=== MATERIALS PROVIDED ===
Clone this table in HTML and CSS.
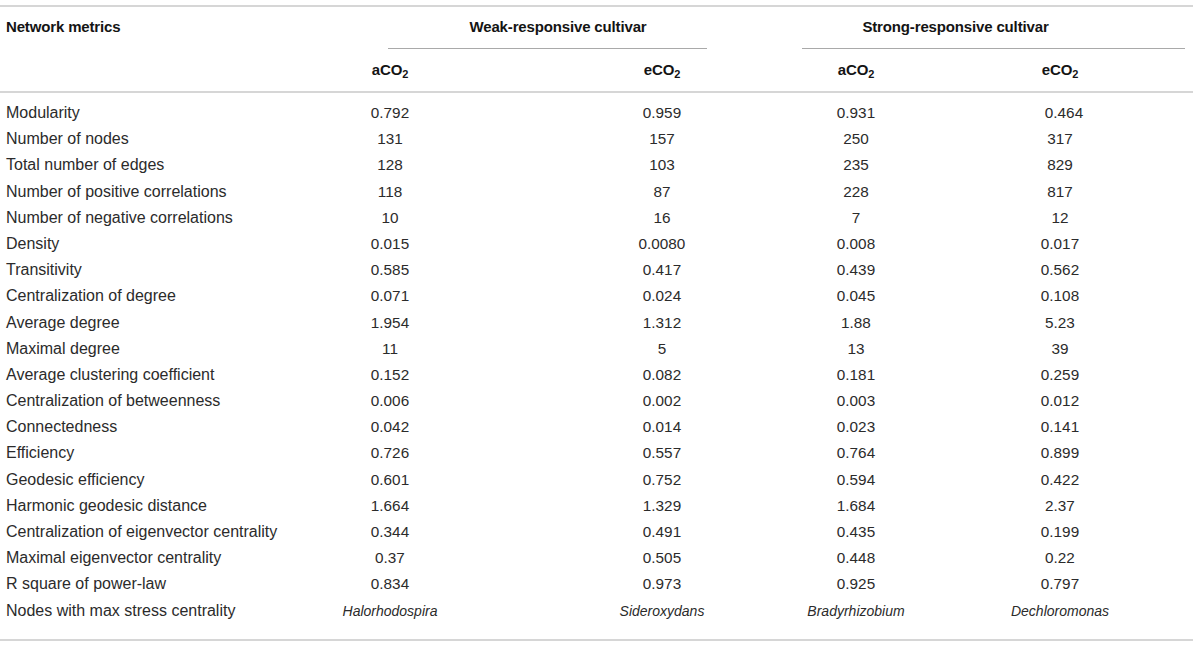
===
=== MATERIALS PROVIDED ===
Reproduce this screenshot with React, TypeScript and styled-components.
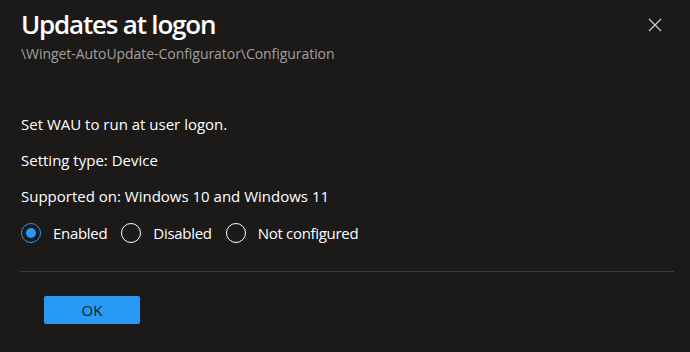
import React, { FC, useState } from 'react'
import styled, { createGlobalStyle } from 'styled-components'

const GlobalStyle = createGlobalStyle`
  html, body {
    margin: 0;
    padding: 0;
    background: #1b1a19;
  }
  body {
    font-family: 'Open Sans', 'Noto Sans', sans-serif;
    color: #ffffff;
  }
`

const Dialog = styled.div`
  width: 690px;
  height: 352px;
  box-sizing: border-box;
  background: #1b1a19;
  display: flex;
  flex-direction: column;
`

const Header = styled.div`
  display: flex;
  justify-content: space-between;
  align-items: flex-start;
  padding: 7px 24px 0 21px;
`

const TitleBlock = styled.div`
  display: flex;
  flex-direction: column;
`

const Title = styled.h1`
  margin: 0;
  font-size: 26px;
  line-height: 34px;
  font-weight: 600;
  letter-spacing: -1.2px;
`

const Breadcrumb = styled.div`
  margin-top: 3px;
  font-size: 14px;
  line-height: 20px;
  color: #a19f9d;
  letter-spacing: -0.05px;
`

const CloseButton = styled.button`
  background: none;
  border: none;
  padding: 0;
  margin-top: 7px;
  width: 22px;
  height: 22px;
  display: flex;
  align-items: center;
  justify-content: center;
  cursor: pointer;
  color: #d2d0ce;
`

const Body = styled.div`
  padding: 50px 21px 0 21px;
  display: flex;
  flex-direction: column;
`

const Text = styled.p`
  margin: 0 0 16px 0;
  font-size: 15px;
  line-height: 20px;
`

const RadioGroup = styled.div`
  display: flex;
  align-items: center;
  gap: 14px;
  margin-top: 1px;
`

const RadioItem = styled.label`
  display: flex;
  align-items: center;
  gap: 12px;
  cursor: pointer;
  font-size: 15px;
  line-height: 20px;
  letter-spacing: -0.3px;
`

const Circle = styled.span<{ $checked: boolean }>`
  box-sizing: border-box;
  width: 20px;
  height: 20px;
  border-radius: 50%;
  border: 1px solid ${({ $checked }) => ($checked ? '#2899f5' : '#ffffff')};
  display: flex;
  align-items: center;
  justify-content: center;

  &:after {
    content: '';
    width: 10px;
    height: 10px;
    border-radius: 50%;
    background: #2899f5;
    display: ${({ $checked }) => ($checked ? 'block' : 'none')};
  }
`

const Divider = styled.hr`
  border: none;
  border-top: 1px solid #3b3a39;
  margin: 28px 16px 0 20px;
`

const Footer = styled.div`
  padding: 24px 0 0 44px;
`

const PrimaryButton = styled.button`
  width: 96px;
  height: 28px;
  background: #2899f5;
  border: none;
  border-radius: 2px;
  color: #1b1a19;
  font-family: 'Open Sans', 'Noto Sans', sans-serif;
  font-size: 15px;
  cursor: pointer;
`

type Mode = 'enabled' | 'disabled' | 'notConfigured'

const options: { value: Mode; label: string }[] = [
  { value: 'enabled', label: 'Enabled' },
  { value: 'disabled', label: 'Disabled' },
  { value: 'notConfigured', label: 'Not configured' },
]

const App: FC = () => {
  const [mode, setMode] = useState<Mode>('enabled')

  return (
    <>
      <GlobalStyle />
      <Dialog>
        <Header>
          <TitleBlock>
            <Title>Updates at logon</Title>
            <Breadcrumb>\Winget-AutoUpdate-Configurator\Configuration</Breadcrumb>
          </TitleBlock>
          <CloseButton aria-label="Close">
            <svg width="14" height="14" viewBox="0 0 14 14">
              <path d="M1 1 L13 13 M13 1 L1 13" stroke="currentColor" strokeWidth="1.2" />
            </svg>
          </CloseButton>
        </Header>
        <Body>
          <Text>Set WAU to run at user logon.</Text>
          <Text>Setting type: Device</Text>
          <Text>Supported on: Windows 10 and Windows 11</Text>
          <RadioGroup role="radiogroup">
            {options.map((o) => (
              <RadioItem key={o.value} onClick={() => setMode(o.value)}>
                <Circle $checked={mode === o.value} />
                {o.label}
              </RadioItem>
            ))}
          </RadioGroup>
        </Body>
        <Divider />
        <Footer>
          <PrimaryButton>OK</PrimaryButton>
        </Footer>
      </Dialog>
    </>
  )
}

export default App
===
:: WHAT YOU ARE ASKED TO DO ::
Copy whichever lines in the listing above contain the word "components".

:: THE RESULT ::
Reproduce this screenshot with React, TypeScript and styled-components.
import styled, { createGlobalStyle } from 'styled-components'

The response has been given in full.